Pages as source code
+++

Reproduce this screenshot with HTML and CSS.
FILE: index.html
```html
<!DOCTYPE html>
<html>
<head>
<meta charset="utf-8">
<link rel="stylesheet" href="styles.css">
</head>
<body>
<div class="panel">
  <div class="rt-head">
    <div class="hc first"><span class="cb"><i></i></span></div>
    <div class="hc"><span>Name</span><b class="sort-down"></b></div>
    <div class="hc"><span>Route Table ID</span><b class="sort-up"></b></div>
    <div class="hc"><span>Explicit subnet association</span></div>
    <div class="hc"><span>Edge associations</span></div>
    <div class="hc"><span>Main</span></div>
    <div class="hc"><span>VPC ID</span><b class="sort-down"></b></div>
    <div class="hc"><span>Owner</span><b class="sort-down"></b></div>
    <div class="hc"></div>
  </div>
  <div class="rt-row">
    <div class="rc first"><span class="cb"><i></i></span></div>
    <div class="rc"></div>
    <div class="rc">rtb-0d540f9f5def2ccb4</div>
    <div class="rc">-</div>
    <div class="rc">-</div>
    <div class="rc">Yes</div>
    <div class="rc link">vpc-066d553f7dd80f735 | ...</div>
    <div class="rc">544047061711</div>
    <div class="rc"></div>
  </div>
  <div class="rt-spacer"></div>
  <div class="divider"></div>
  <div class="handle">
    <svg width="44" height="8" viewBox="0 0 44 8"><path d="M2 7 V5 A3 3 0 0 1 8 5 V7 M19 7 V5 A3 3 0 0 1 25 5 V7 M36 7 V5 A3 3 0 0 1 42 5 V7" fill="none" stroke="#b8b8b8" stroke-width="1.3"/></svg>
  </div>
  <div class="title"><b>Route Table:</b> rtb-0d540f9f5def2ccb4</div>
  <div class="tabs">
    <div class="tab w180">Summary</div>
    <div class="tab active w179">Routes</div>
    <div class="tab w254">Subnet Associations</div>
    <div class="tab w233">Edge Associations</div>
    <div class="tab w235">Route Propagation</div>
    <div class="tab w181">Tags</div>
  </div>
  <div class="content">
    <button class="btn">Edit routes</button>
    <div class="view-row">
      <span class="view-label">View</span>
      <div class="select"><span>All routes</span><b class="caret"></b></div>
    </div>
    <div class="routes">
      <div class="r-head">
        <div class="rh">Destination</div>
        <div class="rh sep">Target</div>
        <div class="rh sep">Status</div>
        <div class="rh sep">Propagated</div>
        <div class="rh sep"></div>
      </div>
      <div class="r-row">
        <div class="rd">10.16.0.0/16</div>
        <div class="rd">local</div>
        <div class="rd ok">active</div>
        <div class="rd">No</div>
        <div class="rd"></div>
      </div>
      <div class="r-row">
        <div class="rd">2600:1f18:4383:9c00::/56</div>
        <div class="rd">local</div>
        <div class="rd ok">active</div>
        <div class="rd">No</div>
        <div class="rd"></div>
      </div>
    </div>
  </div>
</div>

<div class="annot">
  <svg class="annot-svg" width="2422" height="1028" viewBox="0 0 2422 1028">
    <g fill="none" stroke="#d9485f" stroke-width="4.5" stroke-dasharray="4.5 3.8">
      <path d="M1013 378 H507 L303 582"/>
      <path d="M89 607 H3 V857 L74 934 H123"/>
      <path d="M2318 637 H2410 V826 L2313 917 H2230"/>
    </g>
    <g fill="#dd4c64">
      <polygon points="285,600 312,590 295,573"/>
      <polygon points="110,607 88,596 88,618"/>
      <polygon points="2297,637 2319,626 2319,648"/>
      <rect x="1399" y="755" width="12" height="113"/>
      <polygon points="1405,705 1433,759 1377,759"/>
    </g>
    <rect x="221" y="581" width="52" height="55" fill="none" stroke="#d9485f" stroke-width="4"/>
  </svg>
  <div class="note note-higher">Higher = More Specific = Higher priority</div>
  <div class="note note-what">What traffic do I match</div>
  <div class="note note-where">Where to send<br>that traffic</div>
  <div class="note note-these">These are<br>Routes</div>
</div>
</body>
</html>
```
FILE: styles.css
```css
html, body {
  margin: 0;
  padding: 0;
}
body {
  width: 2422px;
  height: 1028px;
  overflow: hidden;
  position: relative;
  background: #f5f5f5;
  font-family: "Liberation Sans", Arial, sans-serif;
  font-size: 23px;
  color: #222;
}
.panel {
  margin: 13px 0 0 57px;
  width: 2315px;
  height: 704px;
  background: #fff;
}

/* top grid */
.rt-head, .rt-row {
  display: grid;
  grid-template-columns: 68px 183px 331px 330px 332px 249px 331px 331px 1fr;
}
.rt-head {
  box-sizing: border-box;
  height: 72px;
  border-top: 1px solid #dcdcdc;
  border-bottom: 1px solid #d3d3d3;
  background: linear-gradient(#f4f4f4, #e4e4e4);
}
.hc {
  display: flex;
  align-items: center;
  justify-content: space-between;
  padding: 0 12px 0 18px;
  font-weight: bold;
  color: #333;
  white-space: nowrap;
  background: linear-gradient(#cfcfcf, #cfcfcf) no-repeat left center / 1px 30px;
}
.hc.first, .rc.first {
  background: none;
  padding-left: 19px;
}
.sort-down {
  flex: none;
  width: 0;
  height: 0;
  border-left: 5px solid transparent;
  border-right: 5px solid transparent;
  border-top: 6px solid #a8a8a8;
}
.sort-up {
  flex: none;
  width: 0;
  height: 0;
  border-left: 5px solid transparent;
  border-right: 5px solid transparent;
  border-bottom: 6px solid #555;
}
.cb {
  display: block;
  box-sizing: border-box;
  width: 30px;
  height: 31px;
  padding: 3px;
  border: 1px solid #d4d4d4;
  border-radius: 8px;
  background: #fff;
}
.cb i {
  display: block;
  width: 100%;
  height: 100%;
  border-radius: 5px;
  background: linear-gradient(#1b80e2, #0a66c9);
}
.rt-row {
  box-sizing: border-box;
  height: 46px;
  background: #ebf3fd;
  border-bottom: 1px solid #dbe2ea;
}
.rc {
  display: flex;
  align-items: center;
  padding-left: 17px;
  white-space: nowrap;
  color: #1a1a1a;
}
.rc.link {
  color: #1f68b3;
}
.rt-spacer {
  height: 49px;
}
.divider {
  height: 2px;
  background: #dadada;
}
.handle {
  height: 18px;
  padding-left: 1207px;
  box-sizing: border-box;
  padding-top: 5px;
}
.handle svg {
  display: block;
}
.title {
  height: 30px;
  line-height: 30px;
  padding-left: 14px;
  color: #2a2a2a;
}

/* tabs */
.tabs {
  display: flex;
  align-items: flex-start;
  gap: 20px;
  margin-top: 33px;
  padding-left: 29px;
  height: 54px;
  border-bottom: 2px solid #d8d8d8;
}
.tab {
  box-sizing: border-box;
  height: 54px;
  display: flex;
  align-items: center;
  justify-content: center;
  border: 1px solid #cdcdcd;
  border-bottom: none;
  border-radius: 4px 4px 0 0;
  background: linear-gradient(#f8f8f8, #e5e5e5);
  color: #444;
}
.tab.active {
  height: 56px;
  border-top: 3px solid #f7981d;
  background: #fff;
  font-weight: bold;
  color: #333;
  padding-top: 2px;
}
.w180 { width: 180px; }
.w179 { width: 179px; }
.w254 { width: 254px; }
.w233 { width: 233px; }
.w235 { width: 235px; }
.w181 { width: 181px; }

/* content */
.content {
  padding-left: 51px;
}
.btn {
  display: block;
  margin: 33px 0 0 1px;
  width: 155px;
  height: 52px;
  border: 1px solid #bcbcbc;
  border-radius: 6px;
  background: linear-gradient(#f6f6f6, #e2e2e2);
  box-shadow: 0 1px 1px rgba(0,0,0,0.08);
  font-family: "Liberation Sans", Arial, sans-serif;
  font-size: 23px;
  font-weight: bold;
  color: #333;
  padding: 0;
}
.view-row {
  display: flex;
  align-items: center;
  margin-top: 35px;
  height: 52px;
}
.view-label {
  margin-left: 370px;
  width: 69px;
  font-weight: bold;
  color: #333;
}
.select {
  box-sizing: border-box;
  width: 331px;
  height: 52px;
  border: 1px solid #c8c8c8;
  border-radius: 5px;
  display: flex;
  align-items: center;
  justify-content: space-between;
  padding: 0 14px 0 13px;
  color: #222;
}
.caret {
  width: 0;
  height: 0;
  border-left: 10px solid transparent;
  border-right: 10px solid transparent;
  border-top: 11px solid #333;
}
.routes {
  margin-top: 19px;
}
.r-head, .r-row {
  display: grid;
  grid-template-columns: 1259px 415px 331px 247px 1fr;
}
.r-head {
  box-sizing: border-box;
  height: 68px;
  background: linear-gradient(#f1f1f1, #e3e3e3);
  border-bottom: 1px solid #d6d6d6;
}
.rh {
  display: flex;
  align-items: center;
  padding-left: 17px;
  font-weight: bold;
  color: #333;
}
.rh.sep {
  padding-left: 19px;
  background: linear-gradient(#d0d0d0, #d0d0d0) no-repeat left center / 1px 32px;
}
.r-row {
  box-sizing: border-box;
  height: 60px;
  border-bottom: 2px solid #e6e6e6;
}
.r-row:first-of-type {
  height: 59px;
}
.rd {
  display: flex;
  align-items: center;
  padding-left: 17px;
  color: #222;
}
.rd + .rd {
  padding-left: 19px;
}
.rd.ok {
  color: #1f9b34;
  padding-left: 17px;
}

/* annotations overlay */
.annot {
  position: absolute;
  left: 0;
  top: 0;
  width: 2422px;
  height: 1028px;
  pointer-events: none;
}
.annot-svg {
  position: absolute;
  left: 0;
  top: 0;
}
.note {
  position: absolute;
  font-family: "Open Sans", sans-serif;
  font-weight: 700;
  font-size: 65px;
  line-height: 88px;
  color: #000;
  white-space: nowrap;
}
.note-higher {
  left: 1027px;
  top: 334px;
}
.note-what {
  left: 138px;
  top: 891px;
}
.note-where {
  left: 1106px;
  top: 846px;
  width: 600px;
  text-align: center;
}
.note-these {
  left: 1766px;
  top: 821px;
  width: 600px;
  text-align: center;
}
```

+++

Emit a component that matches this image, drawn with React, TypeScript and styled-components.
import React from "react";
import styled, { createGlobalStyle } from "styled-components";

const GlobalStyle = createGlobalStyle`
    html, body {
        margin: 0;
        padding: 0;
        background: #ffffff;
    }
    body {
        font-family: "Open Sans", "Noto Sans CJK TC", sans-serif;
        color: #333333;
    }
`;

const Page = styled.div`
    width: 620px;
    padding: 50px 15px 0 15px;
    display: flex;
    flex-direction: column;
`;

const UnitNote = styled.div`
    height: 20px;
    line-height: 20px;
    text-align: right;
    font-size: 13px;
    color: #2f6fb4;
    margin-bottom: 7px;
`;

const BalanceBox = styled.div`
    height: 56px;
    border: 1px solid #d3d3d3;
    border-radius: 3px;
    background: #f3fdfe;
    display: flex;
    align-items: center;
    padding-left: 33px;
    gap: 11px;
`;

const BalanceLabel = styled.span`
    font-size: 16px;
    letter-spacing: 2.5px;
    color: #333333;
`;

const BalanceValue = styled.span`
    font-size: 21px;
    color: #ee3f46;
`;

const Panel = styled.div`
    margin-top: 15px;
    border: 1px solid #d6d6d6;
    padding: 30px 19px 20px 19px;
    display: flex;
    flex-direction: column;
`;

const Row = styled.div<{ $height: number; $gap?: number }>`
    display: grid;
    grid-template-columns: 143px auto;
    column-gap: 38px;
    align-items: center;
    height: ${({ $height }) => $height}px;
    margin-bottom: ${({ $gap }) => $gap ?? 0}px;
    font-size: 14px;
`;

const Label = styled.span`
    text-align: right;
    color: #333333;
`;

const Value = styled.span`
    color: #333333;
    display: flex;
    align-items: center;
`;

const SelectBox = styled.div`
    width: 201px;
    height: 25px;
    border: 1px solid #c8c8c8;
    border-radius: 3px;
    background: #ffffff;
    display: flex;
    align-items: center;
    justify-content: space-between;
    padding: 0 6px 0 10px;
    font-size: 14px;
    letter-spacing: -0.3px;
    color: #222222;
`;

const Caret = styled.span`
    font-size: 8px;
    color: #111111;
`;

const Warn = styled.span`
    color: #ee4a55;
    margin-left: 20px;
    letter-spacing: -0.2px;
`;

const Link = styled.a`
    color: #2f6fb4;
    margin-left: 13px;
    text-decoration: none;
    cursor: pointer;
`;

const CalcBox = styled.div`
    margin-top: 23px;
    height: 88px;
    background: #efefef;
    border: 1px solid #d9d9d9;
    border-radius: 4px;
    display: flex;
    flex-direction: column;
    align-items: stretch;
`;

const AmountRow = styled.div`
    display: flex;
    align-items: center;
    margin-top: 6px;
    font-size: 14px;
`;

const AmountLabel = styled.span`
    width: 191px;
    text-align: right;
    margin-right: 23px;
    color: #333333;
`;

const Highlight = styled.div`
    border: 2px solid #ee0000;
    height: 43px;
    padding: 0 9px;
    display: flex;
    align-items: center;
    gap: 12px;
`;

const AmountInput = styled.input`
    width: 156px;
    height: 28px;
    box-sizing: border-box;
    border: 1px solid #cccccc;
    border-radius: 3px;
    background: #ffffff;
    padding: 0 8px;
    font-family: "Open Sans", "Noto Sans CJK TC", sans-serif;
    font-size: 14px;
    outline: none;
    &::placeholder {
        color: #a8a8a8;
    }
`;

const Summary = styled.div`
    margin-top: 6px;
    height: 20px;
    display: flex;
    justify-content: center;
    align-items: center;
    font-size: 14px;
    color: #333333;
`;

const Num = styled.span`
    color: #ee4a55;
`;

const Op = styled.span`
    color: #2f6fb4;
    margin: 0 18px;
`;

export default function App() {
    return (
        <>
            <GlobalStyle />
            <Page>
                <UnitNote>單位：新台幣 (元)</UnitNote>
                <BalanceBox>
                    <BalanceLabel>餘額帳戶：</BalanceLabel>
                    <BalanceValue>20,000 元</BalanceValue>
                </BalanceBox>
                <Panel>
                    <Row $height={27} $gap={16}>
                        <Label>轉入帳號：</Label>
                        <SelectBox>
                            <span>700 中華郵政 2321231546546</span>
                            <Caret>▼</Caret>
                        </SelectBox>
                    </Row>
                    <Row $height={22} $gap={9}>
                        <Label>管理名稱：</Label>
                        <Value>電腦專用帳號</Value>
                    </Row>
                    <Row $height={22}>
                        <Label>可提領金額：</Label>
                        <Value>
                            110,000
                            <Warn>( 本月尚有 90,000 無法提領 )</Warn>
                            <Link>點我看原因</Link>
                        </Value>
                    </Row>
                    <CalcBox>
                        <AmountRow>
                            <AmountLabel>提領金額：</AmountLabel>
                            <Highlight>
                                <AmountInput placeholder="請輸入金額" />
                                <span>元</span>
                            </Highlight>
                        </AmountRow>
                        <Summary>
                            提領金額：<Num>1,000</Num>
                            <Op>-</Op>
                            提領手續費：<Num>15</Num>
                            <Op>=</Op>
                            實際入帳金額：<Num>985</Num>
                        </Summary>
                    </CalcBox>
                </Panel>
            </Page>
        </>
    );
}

+++

» **Problem to work on**
Look through the data and show every line containing "React".

» **Output**
Emit a component that matches this image, drawn with React, TypeScript and styled-components.
import React from "react";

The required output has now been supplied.